So in this construction, if you can think of two individuals who transact fairly regularly, let’s call them an Alice and Bob – very regular Bitcoin users. So if Alice makes a send of one bitcoin to Bob, that’s going to go on chain. If Bob sends that same UTXO back to Alice with 0.5 bitcoin, that’s going to go on chain. Then if Alice makes another send back to Bob of 0.2 bitcoin, or any other amount really, that’s also going to go on chain. And that’s a lot of transactions just for two users in the network to produce.
What payment channels do is allow users to commit to what’s called a funding transaction, and this is a 2-of-2 multisig which goes on chain. It commits a certain balance into a payment channel. Then what they do from this point is they update a net payout from this 2-of-2 multisig which assigns balance to each user. So when we start out, Alice will have two and Bob will have zero because Alice put the money into the 2-of-2 multisig. Then they can continue to update the balance in this payment channel to reflect payments that are being made.
So if Alice sends Bob one bitcoin, they update the state and then each of them have one. They can do this, almost indefinitely, continuing to update the state off-chain by delaying broadcast to the blockchain and achieve great scale, just between the two of them. Eventually, if they do decide they want their coins on-chain and they want to settle, they can net out the blockchain by just broadcasting the most recent state. And then on top of this, you extend this across channels. So if Alice makes a payment to Carol, who is connected to Bob in a payment channel, but not directly to Alice, we can further extend the amount of scaling we get.
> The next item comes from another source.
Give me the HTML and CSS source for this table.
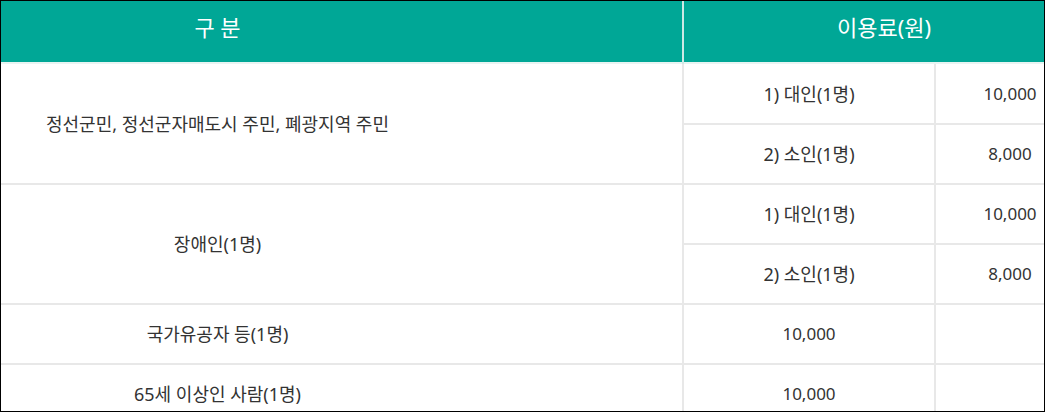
FILE: index.html
```html
<!DOCTYPE html>
<html lang="ko">
<head>
<meta charset="utf-8">
<link rel="stylesheet" href="styles.css">
</head>
<body>
<div class="frame">
  <table class="fee">
    <colgroup>
      <col class="c1">
      <col class="c2">
      <col class="c3">
    </colgroup>
    <thead>
      <tr>
        <th class="cat">구 분</th>
        <th colspan="2">이용료(원)</th>
      </tr>
    </thead>
    <tbody>
      <tr class="first">
        <td class="cat" rowspan="2">정선군민, 정선군자매도시 주민, 폐광지역 주민</td>
        <td>1) 대인(1명)</td>
        <td class="num">10,000</td>
      </tr>
      <tr>
        <td>2) 소인(1명)</td>
        <td class="num">8,000</td>
      </tr>
      <tr>
        <td class="cat" rowspan="2">장애인(1명)</td>
        <td>1) 대인(1명)</td>
        <td class="num">10,000</td>
      </tr>
      <tr>
        <td>2) 소인(1명)</td>
        <td class="num">8,000</td>
      </tr>
      <tr>
        <td class="cat">국가유공자 등(1명)</td>
        <td class="num">10,000</td>
        <td></td>
      </tr>
      <tr>
        <td class="cat">65세 이상인 사람(1명)</td>
        <td class="num">10,000</td>
        <td></td>
      </tr>
    </tbody>
  </table>
</div>
</body>
</html>
```

FILE: styles.css
```css
html, body {
  margin: 0;
  padding: 0;
  background: #fff;
}
.frame {
  box-sizing: border-box;
  width: 1045px;
  height: 412px;
  border: 1px solid #000;
  overflow: hidden;
  background: #fff;
}
.fee {
  border-collapse: collapse;
  table-layout: fixed;
  width: 1083px;
  font-family: "Noto Sans", "Noto Sans CJK KR", sans-serif;
  font-size: 18px;
  color: #333;
}
.c1 { width: 682px; }
.c2 { width: 252px; }
.c3 { width: 149px; }
.fee th {
  box-sizing: border-box;
  height: 62px;
  padding: 0 0 9px;
  background: #00a796;
  color: #fff;
  font-weight: 400;
  font-size: 22px;
  line-height: 26px;
  text-align: center;
  border-left: 2px solid #cde9e5;
}
.fee th:first-child {
  border-left: none;
}
.fee td {
  height: 58px;
  padding: 0;
  text-align: center;
  vertical-align: middle;
  border-top: 2px solid #e8e8e8;
  border-left: 2px solid #e8e8e8;
  line-height: 22px;
}
.fee td.num {
  font-size: 17px;
}
.fee tr.first td {
  height: 59px;
  border-top: 2px solid #e8f4f2;
}
.fee th.cat {
  padding-right: 248px;
}
.fee td.cat {
  padding-right: 248px;
  border-left: none;
}
```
This is the issue the Lightning Network aims to serve and it does that with a layer protocol stack. Starting out at the bottom, there is the transport layer, which allows us to achieve encrypted authenticated communication between nodes in the network. There is the base layer, which describes how we communicate in this network and negotiate features. There is the update layer, which is a really interesting layer. This allows nodes to trustlessly agree on state within a payment channel – so how much each person has – and to trustlessly revoke past states so they can change their state and advances without the risk of a party broadcasting an old state and maybe stealing some of their coins.
We’ve seen a few iterations of this. So at the moment we have LN-Penalty, which is what Andrew briefly described earlier. There’s also an old construction called duplex micropayment channels, which Christian Decker from Blockstream produced. Then there’s a new proposal called Eltoo, which as you’ve heard is dependent on a new sighash opcode and has slightly different constructions as well.
Once we have an update layer we can agree on state, but we need an atomic and trustless way to transition between states. This is achieved through the HTLC, which allows us to transfer value between two participants in a payment channel. Finally, on top all of that we have Sphinx, or multi-hop layer, which allows us to propagate these HTLCs through the peer-to-peer network.
So jumping into the transport layer right at the bottom of the stack. What we want to get from this is authenticating node identity. We want to make sure we’re talking to who we’re talking to. We also want to do this in a way which is fingerprint-resistant, which means that if I randomly connect to a node that I do not know in the network, I cannot obtain their ID from initiating this communication protocol. So you can’t figure out who someone is just by sort of brute force randomly connecting. Finally, we want transport encryption, which just makes sure that no one can read what we’re transmitting and we want the usual triad of confidentiality, integrity of messages, and authentication of nodes. The tool used to achieve this is something called the Noise_XK protocol. It’s a set of tools that you can arrange in various ways to get properties that you like. The one the Lightning Network has gone with is, the unknown/known variation.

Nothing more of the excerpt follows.